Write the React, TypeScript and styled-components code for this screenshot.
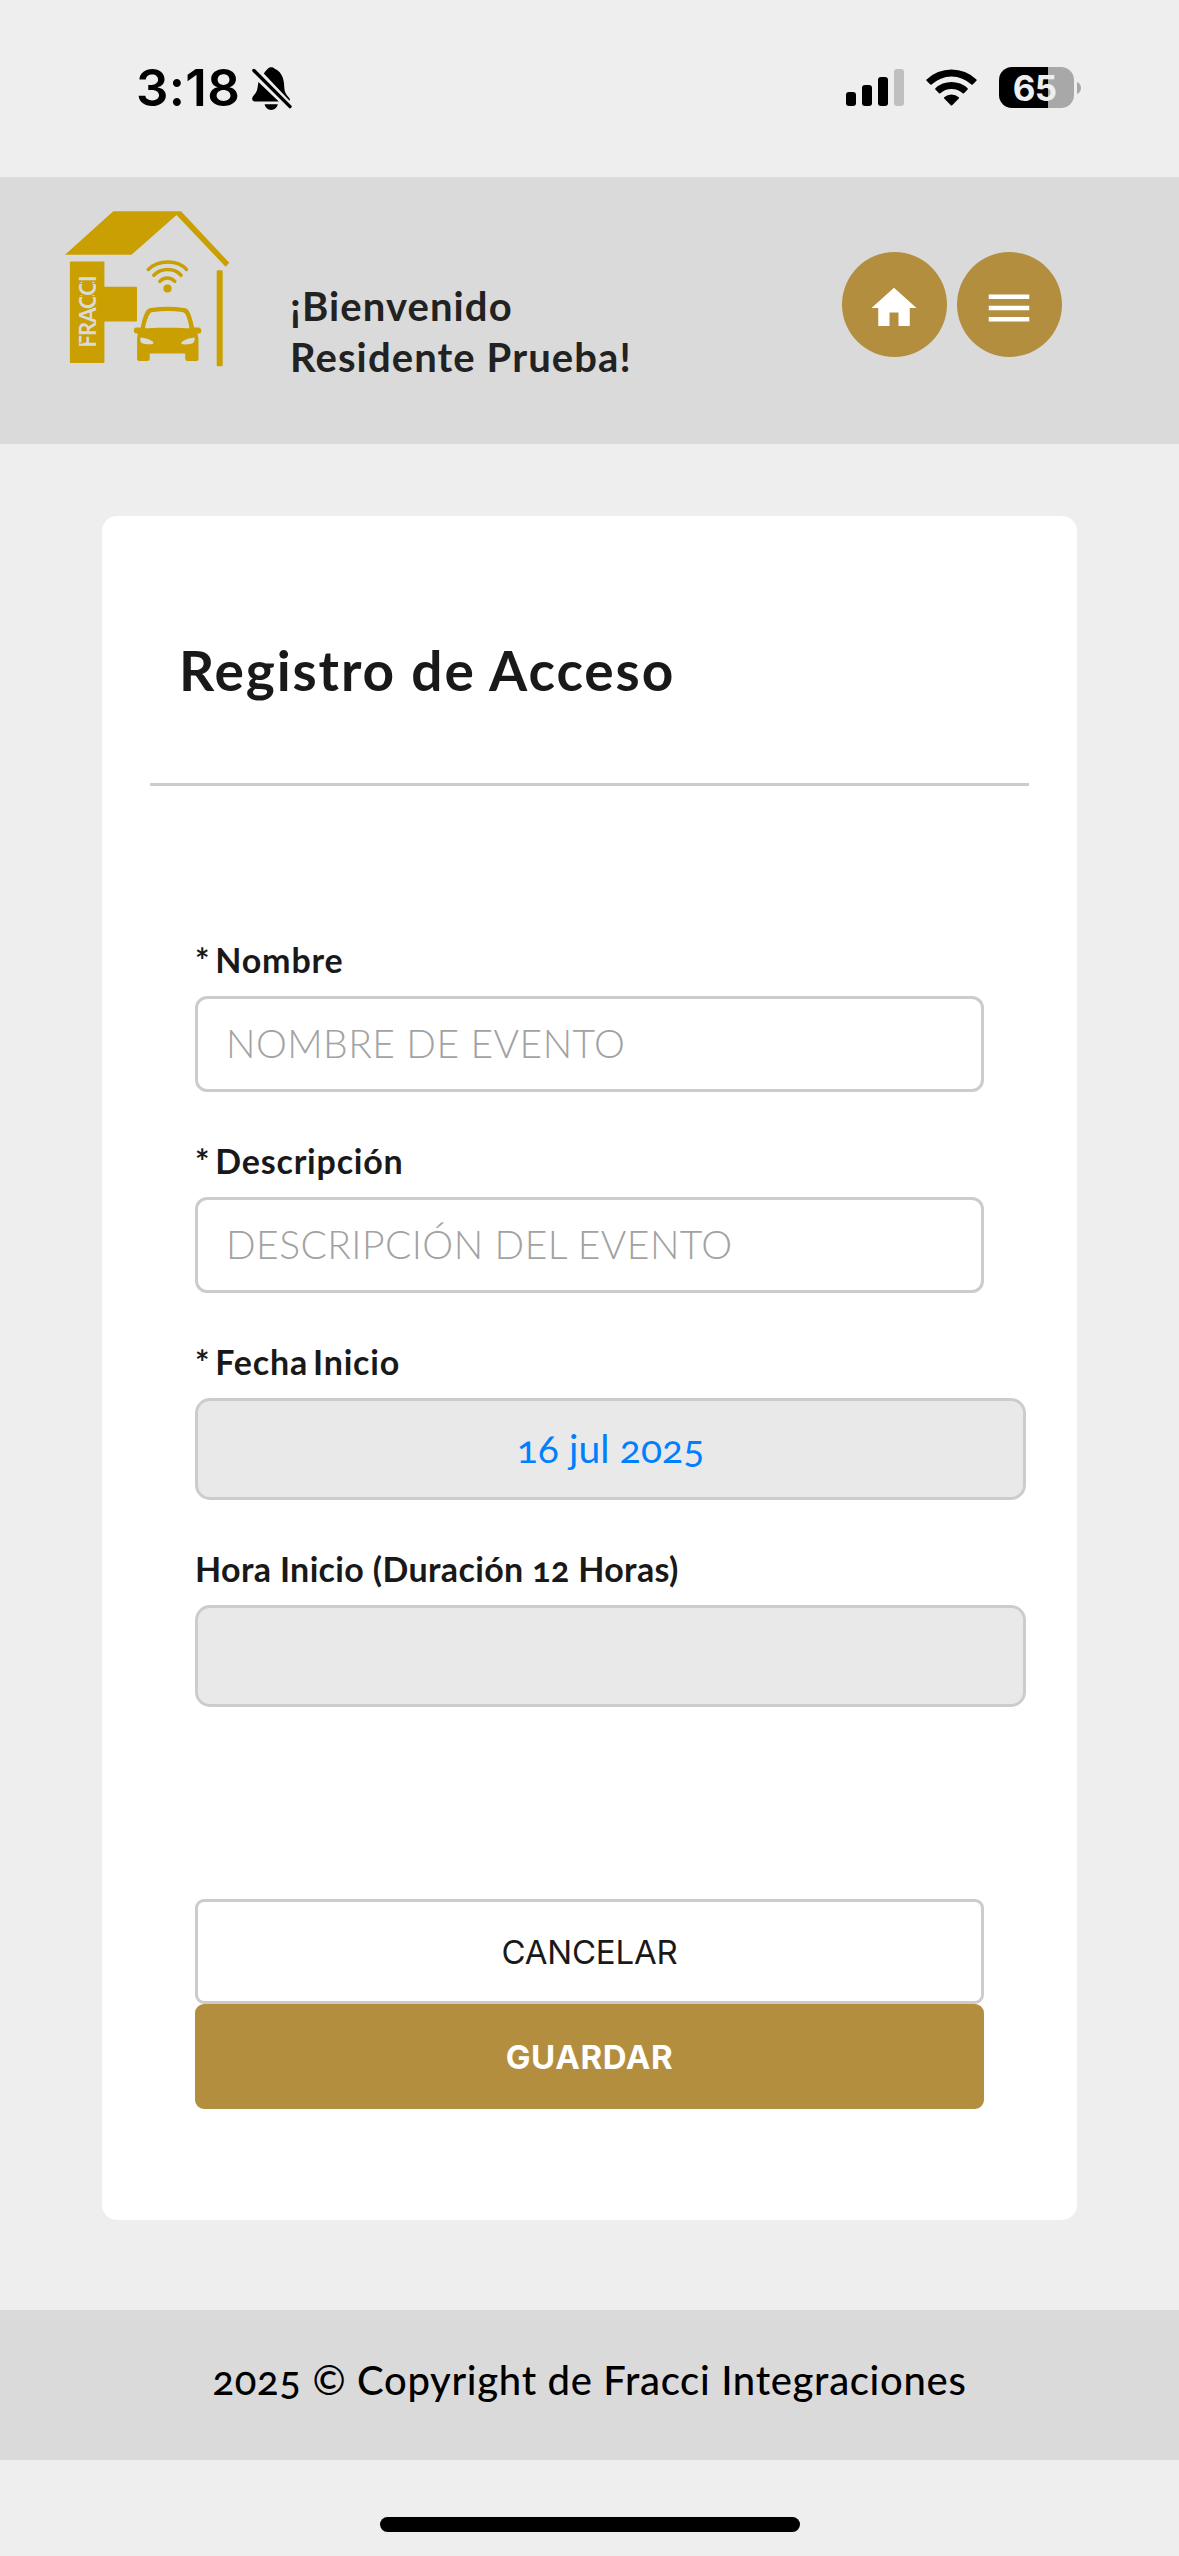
import React from 'react';
import styled, { createGlobalStyle, css } from 'styled-components';

const color = {
  page: '#eeeeee',
  bar: '#dadada',
  gold: '#b38e3f',
  logo: '#c99f02',
  line: '#cccccc',
  ink: '#191919',
  placeholder: '#a2a2a2',
  disabled: '#e9e9e9',
  link: '#0080ff',
};

const GlobalStyle = createGlobalStyle`
  body {
    margin: 0;
    background: ${color.page};
    color: ${color.ink};
    font-family: Lato, sans-serif;
    font-variant-numeric: oldstyle-nums;
  }
  *, *::before, *::after { box-sizing: border-box; }
  svg { display: block; flex: none; }
`;

const Screen = styled.div`
  display: flex;
  flex-direction: column;
  width: 1179px;
  height: 2556px;
  overflow: hidden;
`;

/* ---------- status bar ---------- */

const StatusBar = styled.div`
  display: flex;
  align-items: flex-start;
  height: 177px;
  padding: 67px 97px 0 136px;
  color: #000;
  font-family: Inter, sans-serif;
  font-variant-numeric: normal;
`;

const Clock = styled.span`
  width: 115px;
  height: 41px;
  font-size: 51px;
  font-weight: 600;
  line-height: 42px;
  letter-spacing: 0.3px;
`;

const StatusIcons = styled.div`
  display: flex;
  align-items: flex-start;
  margin-left: auto;
`;

const SignalIcon = styled.svg`
  margin-top: 2px;
`;

const WifiIcon = styled.svg`
  margin: 2px 0 0 22px;
`;

const Battery = styled.div`
  display: flex;
  align-items: center;
  margin-left: 22px;
`;

const BatteryBody = styled.div`
  width: 75px;
  height: 41px;
  padding-right: 4px;
  border-radius: 13px;
  background: linear-gradient(90deg, #000 49px, #a8a8a8 49px);
  color: ${color.page};
  font-size: 35px;
  font-weight: 700;
  line-height: 42px;
  letter-spacing: -0.7px;
  text-align: center;
`;

/* ---------- header ---------- */

const Header = styled.header`
  display: flex;
  align-items: flex-start;
  height: 267px;
  padding: 33px 117px 0 64px;
  background: ${color.bar};
`;

const Welcome = styled.p`
  margin: 71px 0 0 58px;
  color: #222;
  font-size: 40px;
  font-weight: 700;
  line-height: 51px;
  letter-spacing: 1.1px;
  white-space: nowrap;
`;

const Actions = styled.nav`
  display: flex;
  gap: 10px;
  margin: 42px 0 0 auto;
`;

const RoundButton = styled.button`
  display: flex;
  align-items: flex-start;
  justify-content: center;
  width: 105px;
  height: 105px;
  padding: 29px 1px 0 0;
  border: 0;
  border-radius: 50%;
  background: ${color.gold};
  color: #fff;
`;

/* ---------- card ---------- */

const Card = styled.main`
  display: flex;
  flex-direction: column;
  height: 1704px;
  margin: 72px 102px 90px;
  padding-top: 124px;
  border-radius: 15px;
  background: #fff;
`;

const Title = styled.h1`
  margin: 0 0 83px 77px;
  font-size: 55px;
  font-weight: 700;
  line-height: 60px;
  letter-spacing: 1.9px;
`;

const Divider = styled.hr`
  width: 879px;
  height: 3px;
  margin: 0 0 153px 48px;
  border: 0;
  background: ${color.line};
`;

const Form = styled.form`
  display: flex;
  flex-direction: column;
  gap: 48px;
  width: 789px;
  margin-left: 93px;
`;

const Field = styled.div`
  display: flex;
  flex-direction: column;
  gap: 17px;
`;

const Label = styled.label<{ $required?: boolean }>`
  height: 40px;
  font-size: 34px;
  font-weight: 700;
  line-height: 41px;
  letter-spacing: ${p => (p.$required ? 0.8 : 0.35)}px;
  word-spacing: ${p => (p.$required ? -4 : 0)}px;
  white-space: nowrap;
`;

const TextBox = styled.div`
  height: 96px;
  padding-left: 28px;
  border: 3px solid ${color.line};
  border-radius: 12px;
  color: ${color.placeholder};
  font-size: 39px;
  font-weight: 300;
  line-height: 89px;
  letter-spacing: 0.44px;
  white-space: nowrap;
`;

const PickerBox = styled.div`
  width: 831px;
  height: 102px;
  border: 3px solid ${color.line};
  border-radius: 15px;
  background: ${color.disabled};
  color: ${color.link};
  font-size: 39px;
  line-height: 95px;
  letter-spacing: 0.1px;
  text-align: center;
`;

const Buttons = styled.div`
  display: flex;
  flex-direction: column;
  margin-top: 144px;
`;

const Button = styled.button<{ $primary?: boolean }>`
  height: 105px;
  padding: 2px 0 0;
  border: 3px solid ${color.line};
  border-radius: 9px;
  background: #fff;
  color: ${color.ink};
  font-family: Inter, sans-serif;
  font-size: 33px;
  font-weight: 400;
  letter-spacing: -0.2px;
  line-height: 97px;
  ${p => p.$primary && css`
    border-color: ${color.gold};
    background: ${color.gold};
    color: #fff;
    font-weight: 700;
    letter-spacing: 0.6px;
  `}
`;

/* ---------- footer ---------- */

const Footer = styled.footer`
  height: 150px;
  padding-top: 40px;
  background: ${color.bar};
  color: #000;
  font-size: 40px;
  font-weight: 500;
  line-height: 60px;
  letter-spacing: 0.68px;
  text-align: center;
`;

const HomeIndicator = styled.div`
  width: 420px;
  height: 15px;
  margin: 57px auto 0;
  border-radius: 8px;
  background: #000;
`;

const BellOff = () => (
  <svg width="42" height="44" viewBox="0 0 42 44">
    <path d="M12.8 6.6C14 4.6 15.4 3 16.4 2.2 17.4.8 18.8.2 20.2.2s2.9.6 3.8 1.9c4.8 2 8 6.6 8.9 13.5.5 4 .2 7.4 1.5 10.2 1.2 2.4 3 4.2 4.2 5.8.4 1 .3 1.5-.1 2.1z" />
    <path d="M7.4 15 27.8 34.4H4C2 34.4 1 33 1.2 31.3c.3-2 2.4-3.6 3.8-5.8C6.7 22.7 6.6 19.5 7.4 15zM13.6 37.3h13.2c-.6 3.4-3.3 5.6-6.6 5.6s-6-2.2-6.6-5.6z" />
    <path d="M2.9 3.5 39 39.6" stroke="#000" strokeWidth="3.4" strokeLinecap="round" />
  </svg>
);

const Signal = () => (
  <SignalIcon width="58" height="37" viewBox="0 0 58 37">
    <rect y="23" width="10" height="14" rx="3" />
    <rect x="16" y="16" width="10" height="21" rx="3" />
    <rect x="32" y="8" width="10" height="29" rx="3" />
    <rect x="48" width="10" height="37" rx="3" fill="#bfbfbf" />
  </SignalIcon>
);

const Wifi = () => (
  <WifiIcon width="51" height="37" viewBox="0 0 51 37">
    <path d="M.6 10.5a36 36 0 0 1 49.8 0c.4.4.4.9 0 1.3l-3.7 3.7c-.4.4-.9.4-1.3 0a29 29 0 0 0-39.8 0c-.4.4-.9.4-1.3 0L.6 11.8c-.4-.4-.4-.9 0-1.3z" />
    <path d="M9.4 19.3a23.5 23.5 0 0 1 32.2 0c.4.4.4.9 0 1.3L38 24.3c-.4.4-.9.4-1.3 0a16.5 16.5 0 0 0-22.4 0c-.4.4-.9.4-1.3 0l-3.6-3.7c-.4-.4-.4-.9 0-1.3z" />
    <path d="M18.2 28.2a11.5 11.5 0 0 1 14.6 0c.4.4.4.9 0 1.3l-6.6 6.7c-.4.4-1 .4-1.4 0l-6.6-6.7c-.4-.4-.4-.9 0-1.3z" />
  </WifiIcon>
);

const Logo = () => (
  <svg width="168" height="158" viewBox="24 30 168 158" fill={color.logo}>
    <path d="M25 74.7 73.3 31.3H141L189.3 82.8 185.6 86.8 136.5 35 91.5 74.7z" />
    <path d="M30.8 81.5h32.8q.8 0 .8.8v24.4H96q1 0 1 1V140.5q0 1-1 1H64.4V182q0 1-1 1H30.8q-.9 0-.9-1V82.4q0-.9.9-.9z" />
    <rect x="176.700" y="90.300" width="6" height="96" rx="1.300" />
    <g fill="none" stroke={color.logo} strokeWidth="3.5" strokeLinecap="round">
      <path d="M108.3 89.5c10-10 29.5-10 38.2 0" />
      <path d="M113.8 95.3c7.5-7.6 20.4-7.6 27.3 0" />
      <path d="M119.8 101.3c4-4.5 11-4.5 15 0" />
    </g>
    <circle cx="127.5" cy="108.5" r="4.1" />
    <path fillRule="evenodd" d="M100.8 147.5c.8-4.5 2.5-12 5.2-16.3 1.2-2 2.8-3 5-3.3 11-1.5 22-1.5 33 0 2.2.3 4 1.3 5 3.3 2.5 4.5 4.2 11.8 5 16.3h4.5c3.5 0 3.8 6 .8 6h-2c1 2.5 1.2 4.500 1.200 8V179q0 2-2 2h-9q-2 0-2.300-2v-5.500h-35.500v5.500q0 2-2.300 2h-8.300q-2 0-2-2v-17.500c0-3.500.2-5.500.8-8h-1.500c-3.500 0-3.500-6 0-6zM105 148.300c7-.9 37-.9 44.500 0-1-6.300-2.600-12-4.400-14.600-.8-1.200-1.500-1.600-3.100-1.800-9-1.200-19.500-1.200-28.800 0-1.800.2-2.700.7-3.400 1.800-1.900 2.800-3.800 8-4.800 14.600zM100.500 157.500c-.8 3.300.5 5.700 3.200 6.200 3 .6 6 .7 8.700.5 1.300-.2 1.300-1.800.2-2.600-3-2.400-7.500-3.600-12.100-4.100zM154.600 157.500c-4.800.5-9 1.700-12.200 4.100-1.300.9-1.600 2.500-.1 2.700 3 .2 6 .1 9-.6 2.600-.6 3.900-2.900 3.300-6.200z" />
    <text
      transform="translate(56.3 167.5) rotate(-90)"
      fill={color.bar}
      fontFamily="Lato, sans-serif"
      fontSize="22"
      fontWeight="700"
      textLength="72"
      lengthAdjust="spacing"
    >
      FRACCI
    </text>
    <path d="M39.5 163h4M51 160h6M39.5 103.500h19M39.500 116.500h19" fill="none" stroke={color.logo} strokeWidth="1" />
  </svg>
);

const Home = () => (
  <svg width="54" height="54" viewBox="0 0 24 24" fill="currentColor">
    <path d="M10 20v-6h4v6h5v-8h3L12 3 2 12h3v8z" />
  </svg>
);

const Menu = () => (
  <svg width="54" height="54" viewBox="0 0 24 24" fill="currentColor">
    <path d="M3 18h18v-2H3v2zm0-5h18v-2H3v2zm0-7v2h18V6H3z" />
  </svg>
);

export default function App() {
  return (
    <Screen>
      <GlobalStyle />
      <StatusBar>
        <Clock>3:18</Clock>
        <BellOff />
        <StatusIcons>
          <Signal />
          <Wifi />
          <Battery>
            <BatteryBody>65</BatteryBody>
            <svg width="8" height="12" viewBox="0 0 8 12">
              <path d="M3 0c5.3 2 5.3 10 0 12z" fill="#a8a8a8" />
            </svg>
          </Battery>
        </StatusIcons>
      </StatusBar>

      <Header>
        <Logo />
        <Welcome>
          ¡Bienvenido
          <br />
          Residente Prueba!
        </Welcome>
        <Actions>
          <RoundButton type="button" aria-label="Inicio"><Home /></RoundButton>
          <RoundButton type="button" aria-label="Menú"><Menu /></RoundButton>
        </Actions>
      </Header>

      <Card>
        <Title>Registro de Acceso</Title>
        <Divider />
        <Form>
          <Field>
            <Label $required>* Nombre</Label>
            <TextBox>NOMBRE DE EVENTO</TextBox>
          </Field>
          <Field>
            <Label $required>* Descripción</Label>
            <TextBox>DESCRIPCIÓN DEL EVENTO</TextBox>
          </Field>
          <Field>
            <Label $required>* Fecha Inicio</Label>
            <PickerBox>16 jul 2025</PickerBox>
          </Field>
          <Field>
            <Label>Hora Inicio (Duración 12 Horas)</Label>
            <PickerBox />
          </Field>
          <Buttons>
            <Button type="button">CANCELAR</Button>
            <Button type="button" $primary>GUARDAR</Button>
          </Buttons>
        </Form>
      </Card>

      <Footer>2025 © Copyright de Fracci Integraciones</Footer>
      <HomeIndicator />
    </Screen>
  );
}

## THE PROBLEM
Look at the listing and set down only the lines from its start through the line with "header ---------- */", word for word and without pictures.

## TASK RESPONSE
Write the React, TypeScript and styled-components code for this screenshot.
import React from 'react';
import styled, { createGlobalStyle, css } from 'styled-components';

const color = {
  page: '#eeeeee',
  bar: '#dadada',
  gold: '#b38e3f',
  logo: '#c99f02',
  line: '#cccccc',
  ink: '#191919',
  placeholder: '#a2a2a2',
  disabled: '#e9e9e9',
  link: '#0080ff',
};

const GlobalStyle = createGlobalStyle`
  body {
    margin: 0;
    background: ${color.page};
    color: ${color.ink};
    font-family: Lato, sans-serif;
    font-variant-numeric: oldstyle-nums;
  }
  *, *::before, *::after { box-sizing: border-box; }
  svg { display: block; flex: none; }
`;

const Screen = styled.div`
  display: flex;
  flex-direction: column;
  width: 1179px;
  height: 2556px;
  overflow: hidden;
`;

/* ---------- status bar ---------- */

const StatusBar = styled.div`
  display: flex;
  align-items: flex-start;
  height: 177px;
  padding: 67px 97px 0 136px;
  color: #000;
  font-family: Inter, sans-serif;
  font-variant-numeric: normal;
`;

const Clock = styled.span`
  width: 115px;
  height: 41px;
  font-size: 51px;
  font-weight: 600;
  line-height: 42px;
  letter-spacing: 0.3px;
`;

const StatusIcons = styled.div`
  display: flex;
  align-items: flex-start;
  margin-left: auto;
`;

const SignalIcon = styled.svg`
  margin-top: 2px;
`;

const WifiIcon = styled.svg`
  margin: 2px 0 0 22px;
`;

const Battery = styled.div`
  display: flex;
  align-items: center;
  margin-left: 22px;
`;

const BatteryBody = styled.div`
  width: 75px;
  height: 41px;
  padding-right: 4px;
  border-radius: 13px;
  background: linear-gradient(90deg, #000 49px, #a8a8a8 49px);
  color: ${color.page};
  font-size: 35px;
  font-weight: 700;
  line-height: 42px;
  letter-spacing: -0.7px;
  text-align: center;
`;

/* ---------- header ---------- */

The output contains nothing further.